Wall Street is experiencing a seismic shift as artificial intelligence disruption fears trigger a dramatic rotation from software stocks to asset-heavy industries. The S&P 500 software sub-index has tumbled to its lowest level since April 2025, losing a staggering $1.2 trillion in market capitalization in less than a month. Meanwhile, utilities, energy, and materials stocks are suddenly back in vogue, with energy stocks gaining 23% and utilities up 9% as investors seek shelter in businesses with tangible assets.
The Great Rotation: From Capital-Light to Capital-Heavy
“All these capital-light businesses that could scale historically are also the ones that could be easily disrupted,” explains Guillaume Jaisson, European strategist at Goldman Sachs. “Capital-heavy businesses are difficult to replicate – it takes time.” This insight has led Goldman Sachs to label these buoyant sectors as “Halo” stocks: heavy asset, low obsolescence.
The numbers tell a compelling story. US software companies like Intuit, AppLovin, Gartner, and Workday have all dropped at least 40% this year. In stark contrast, power company Generac Holdings and glassmaker Corning Inc are among the S&P’s biggest gainers, while oil giants Exxon and Chevron are up more than 20% in 2026. Europe shows similar patterns, with defence and energy sector supplier Kongsberg Gruppen and oil tanker shipping company Frontline Plc both rising about 50% since January.
The Trigger: When Speculation Meets Reality
What sparked this dramatic sell-off? According to multiple sources, the flash crash began with a single speculative blog post from Citrini Research titled “The 2028 Intelligence Crisis.” Published on February 22, 2026, the post described a hypothetical scenario where AI-driven productivity gains lead to high unemployment and economic damage by 2028. Despite being labeled as “bear porn or AI doomer fan-fiction” by some analysts, the original tweet garnered 6.4 million views and sparked genuine panic among investors.

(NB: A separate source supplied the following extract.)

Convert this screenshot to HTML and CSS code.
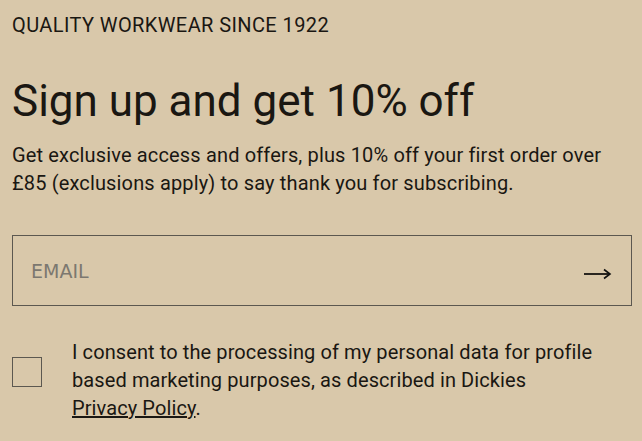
FILE: index.html
```html
<!DOCTYPE html>
<html>
<head>
    <title>Newsletter</title>
    <link rel="stylesheet" href="styles.css">
</head>
<body>
    <div class="signup">
        <p class="tagline">QUALITY WORKWEAR SINCE 1922</p>
        <h1>Sign up and get 10% off</h1>
        <p class="intro">Get exclusive access and offers, plus 10% off your first order over £85 (exclusions apply) to say thank you for subscribing.</p>

        <!-- Email field with submit arrow -->
        <form class="email-form" onsubmit="return false;">
            <input type="email" class="email-input" placeholder="EMAIL">
            <button type="submit" class="email-submit" aria-label="Subscribe">
                <svg width="28" height="12" viewBox="0 0 28 12">
                    <path d="M0 6h25" stroke="#2a2620" stroke-width="2" fill="none"/>
                    <path d="M20 1.5l6 4.5-6 4.5" stroke="#111" stroke-width="1.6" fill="none"/>
                </svg>
            </button>
        </form>

        <label class="consent">
            <input type="checkbox" class="consent-box">
            <span class="consent-text">I consent to the processing of my personal data for profile based marketing purposes, as described in Dickies <a href="#">Privacy Policy</a>.</span>
        </label>
    </div>
</body>
</html>
```

FILE: styles.css
```css
body {
    margin: 0;
    background-color: #d9c8aa;
    color: #1a1712;
    font-family: Roboto, "Liberation Sans", sans-serif;
}
.signup {
    padding: 11px 10px 0 12px;
}
.tagline {
    margin: 0;
    font-size: 20px;
    line-height: 28px;
    letter-spacing: 0.4px;
}
h1 {
    margin: 36px 0 0;
    font-size: 44px;
    font-weight: 400;
    line-height: 52px;
    letter-spacing: 0;
}
.intro {
    margin: 14px 0 0;
    font-size: 20px;
    line-height: 28px;
    letter-spacing: 0.15px;
    max-width: 615px;
}
.email-form {
    display: flex;
    align-items: center;
    margin-top: 38px;
    height: 71px;
    border: 1px solid #5c5850;
    box-sizing: border-box;
}
.email-input {
    flex: 1;
    height: 100%;
    border: none;
    background: transparent;
    padding: 0 0 0 18px;
    font-family: "DejaVu Sans", sans-serif;
    font-size: 19px;
    color: #333;
    outline: none;
}
.email-input::placeholder {
    color: #7c7870;
}
.email-submit {
    background: none;
    border: none;
    padding: 6px 19px 0 10px;
    cursor: pointer;
    display: flex;
}
.consent {
    display: flex;
    align-items: flex-start;
    margin-top: 32px;
}
.consent-box {
    appearance: none;
    flex: none;
    width: 30px;
    height: 30px;
    margin: 19px 30px 0 0;
    border: 1px solid #5c5850;
    background: transparent;
}
.consent-text {
    font-size: 20px;
    line-height: 28px;
    letter-spacing: 0.1px;
    max-width: 521px;
}
.consent-text a {
    color: inherit;
}
```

Alex Temple, a credit portfolio manager at Allspring Global Investments, describes the phenomenon as “Fobo” – fear of becoming obsolete. “It’s late-cycle behavior,” Temple notes. “A lot of people will be invested in things that they don’t know a lot about.” The software selling, he argues, was driven by vague predictions of AI disruption that investors didn’t fully understand but feared nonetheless.
The Ripple Effect Across Industries
The anxiety isn’t limited to software. Private capital giants like Ares, KKR, Apollo, and Blackstone fell more than 6% on Monday, partly due to Blue Owl halting withdrawals in one of its funds. UBS analyst Samantha Meadows points to a specific vulnerability: “Coding has become the first domain where AI demonstrably outperforms humans at scale, and as a result, the software sector has emerged as the most immediate pressure point.”
Wealth management is feeling the heat too. Fintech company Altruist developed an AI-led tool that personalizes investment strategies for financial advisers, causing double-digit declines in shares of major wealth managers on both sides of the Atlantic. Altruist CEO Jason Wenk warns the technology makes “average advice a lot harder to justify,” raising fundamental questions about the future of human financial guidance.
The Bigger Picture: Structural Shifts in Investing
This market movement represents more than just temporary panic. It reflects deep structural changes in how investors evaluate risk in the AI era. Capital-light business models were particularly sought-after in the low interest rate environment that followed the global financial crisis, as investors focused on easily scalable business models during times of easy borrowing conditions.
But the landscape has shifted. “The thing that has been working best for the last 15 years is now the most vulnerable,” says Gerry Fowler, head of derivatives strategy at UBS. Rising interest rates since the pandemic have put pressure on these valuations at a time when investment has increased in capital-intensive sectors such as defence and infrastructure.
Goldman Sachs has responded by launching a new European basket of “capital intensive” stocks, with constituents up 12% so far this year compared with a 6% gain for the broader Stoxx Europe 600. Their “capital light” basket, meanwhile, is down 2% this year.
Beyond the Hype: What Really Matters for Businesses
For companies navigating this new landscape, the question becomes: Is your business based on intangibles and intellectual property that AI could replicate or enhance? Or do you own physical assets, infrastructure, or specialized manufacturing capabilities that are difficult to duplicate?
The market’s message is clear: In an age of AI uncertainty, tangible assets provide a psychological and financial safe harbor. This doesn’t mean software is doomed – far from it. But it does suggest investors are reevaluating what constitutes durable competitive advantage in an AI-driven world.
As businesses plan for the future, they might ask themselves: Are we building something that AI could make obsolete, or are we investing in assets that will remain valuable regardless of how intelligent our algorithms become? The answer could determine not just stock performance, but long-term survival in an increasingly automated economy.